Instructions to follow = Show all lines from the listing below that contain "components".

Begin

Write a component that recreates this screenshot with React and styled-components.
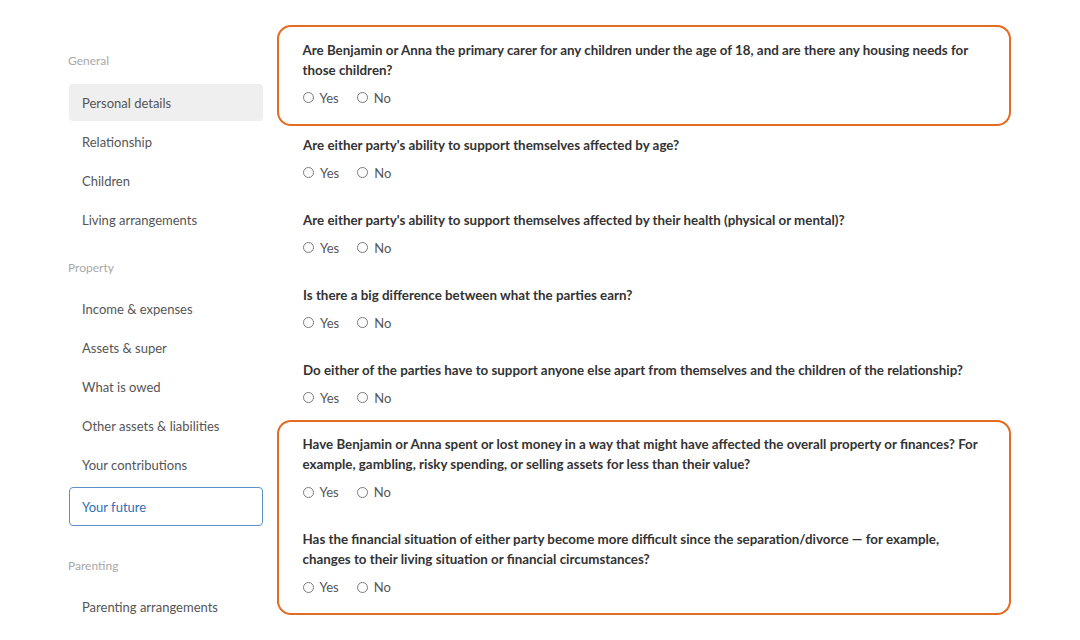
import React from "react";
import styled, { createGlobalStyle } from "styled-components";

const Global = createGlobalStyle`
  html, body { margin: 0; padding: 0; background: #ffffff; }
  body { font-family: Lato, "Noto Sans", sans-serif; }
  * { box-sizing: border-box; }
`;

const Page = styled.div`
  display: flex;
  align-items: flex-start;
  width: 1080px;
  height: 640px;
  overflow: hidden;
  background: #fff;
`;

const Sidebar = styled.nav`
  width: 194px;
  margin-left: 69px;
  padding-top: 53px;
  display: flex;
  flex-direction: column;
  flex-shrink: 0;
`;

const SectionHeader = styled.div`
  font-size: 12px;
  line-height: 16px;
  color: #a8a8a8;
  margin-left: -1px;
  margin-top: ${(p) => p.$top || 0}px;
  margin-bottom: ${(p) => (p.$top ? 14 : 15)}px;
`;

const NavItem = styled.div`
  height: 37px;
  display: flex;
  align-items: center;
  padding: 0 12px;
  margin-bottom: 2px;
  font-size: 13px;
  color: ${(p) => (p.$active ? "#2f6fb5" : "#555")};
  background: ${(p) => (p.$selected ? "#efefef" : "transparent")};
  border: 1px solid ${(p) => (p.$active ? "#5e8fc6" : "transparent")};
  border-radius: 4px;
  ${(p) => p.$active && "height: 39px; margin-top: 2px;"}
`;

const Main = styled.main`
  margin-left: 40px;
  width: 682px;
  padding-top: 40px;
  display: flex;
  flex-direction: column;
  gap: 27px;
`;

const Highlight = styled.div`
  margin: -15px -26px -18px;
  padding: 12.5px 23.5px 16px;
  border: 2.5px solid #e36b22;
  border-radius: 14px;
  display: flex;
  flex-direction: column;
  gap: 27px;
`;

const Question = styled.div`
  display: flex;
  flex-direction: column;
  gap: 8px;
`;

const QText = styled.div`
  font-size: 13.35px;
  line-height: 20px;
  font-weight: 700;
  color: #333;
`;

const Options = styled.div`
  display: flex;
  gap: 18px;
  height: 20px;
  align-items: center;
`;

const Option = styled.label`
  display: flex;
  align-items: center;
  gap: 6px;
  font-size: 13px;
  color: #555;
`;

const Circle = styled.span`
  width: 11px;
  height: 11px;
  border-radius: 50%;
  border: 1px solid #7a7a7a;
  background: #fff;
  display: inline-block;
`;

const QuestionBlock = ({ text }) => (
  <Question>
    <QText>{text}</QText>
    <Options>
      <Option><Circle />Yes</Option>
      <Option><Circle />No</Option>
    </Options>
  </Question>
);

export default function App() {
  return (
    <>
      <Global />
      <Page>
        <Sidebar>
          <SectionHeader>General</SectionHeader>
          <NavItem $selected>Personal details</NavItem>
          <NavItem>Relationship</NavItem>
          <NavItem>Children</NavItem>
          <NavItem>Living arrangements</NavItem>
          <SectionHeader $top={20}>Property</SectionHeader>
          <NavItem>Income &amp; expenses</NavItem>
          <NavItem>Assets &amp; super</NavItem>
          <NavItem>What is owed</NavItem>
          <NavItem>Other assets &amp; liabilities</NavItem>
          <NavItem>Your contributions</NavItem>
          <NavItem $active>Your future</NavItem>
          <SectionHeader $top={30}>Parenting</SectionHeader>
          <NavItem>Parenting arrangements</NavItem>
        </Sidebar>
        <Main>
          <Highlight>
            <QuestionBlock text="Are Benjamin or Anna the primary carer for any children under the age of 18, and are there any housing needs for those children?" />
          </Highlight>
          <QuestionBlock text="Are either party's ability to support themselves affected by age?" />
          <QuestionBlock text="Are either party's ability to support themselves affected by their health (physical or mental)?" />
          <QuestionBlock text="Is there a big difference between what the parties earn?" />
          <QuestionBlock text="Do either of the parties have to support anyone else apart from themselves and the children of the relationship?" />
          <Highlight>
            <QuestionBlock text="Have Benjamin or Anna spent or lost money in a way that might have affected the overall property or finances? For example, gambling, risky spending, or selling assets for less than their value?" />
            <QuestionBlock text="Has the financial situation of either party become more difficult since the separation/divorce — for example, changes to their living situation or financial circumstances?" />
          </Highlight>
        </Main>
      </Page>
    </>
  );
}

End

The response =
Write a component that recreates this screenshot with React and styled-components.
import styled, { createGlobalStyle } from "styled-components";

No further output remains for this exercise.